Posted prices and pricing accuracy
For the sale of food products intended for human consumption, Bill 72 adds a new provision to stipulate that the merchant must indicate, near the price of the product in question, whether it is taxable or not.
In addition, the unit price, the price per unit of measurement, regular price and “non-member” price must be visible and clear at all times, and the regular price of the goods must be clearly indicated next to any reduced price.
The bill also amends the Policy on accurate pricing for merchants who use optical scanner technology. It increases from $10 to $15 the maximum value of any good whose price is incorrectly posted and that must therefore be given free of charge to the consumer, or the value of the discount to be granted if the good’s value exceeds said maximum value.
Tips
Lastly, and as the measure that has probably garnered the most public attention, Bill 72 provides that merchants may only propose tips that are calculated on the base price of the product or service in question, before applicable taxes, and that the consumer must be able to determine the amount of the tip, if any.
CONCLUSION
We currently do not know when Bill 72 and its amendments to the CPA and the Regulation respecting the application of the Consumer Protection Act might take effect, but there is reason to believe it could be quite soon. The Minister of Justice expects it to be assented to and effective by December 2024. Some provisions may be phased in to allow merchants to adjust to their new obligations.

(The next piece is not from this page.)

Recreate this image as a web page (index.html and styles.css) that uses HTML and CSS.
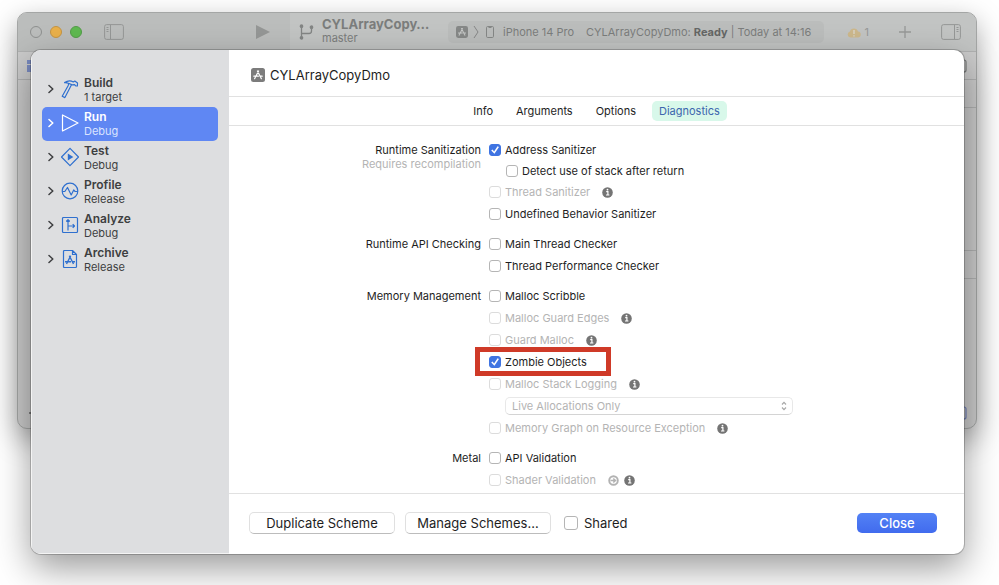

These measures will certainly have an impact on consumer law and require affected merchants to change their practices in various ways.
1 By virtue of section 23 CPA, contracts with itinerant merchants, credit contracts, contracts which include an option to purchase, contracts of lease with guaranteed residual value, contracts of sale for automobiles, contracts relating to timeshare accommodation rights, contracts for instruction, training or assistance, contracts with physical fitness studios and any accessory contract and contracts involving sequential performance for a service provided at a distance.
2 Subparas. (g) and (g.1) of the first para. of s. 58 CPA.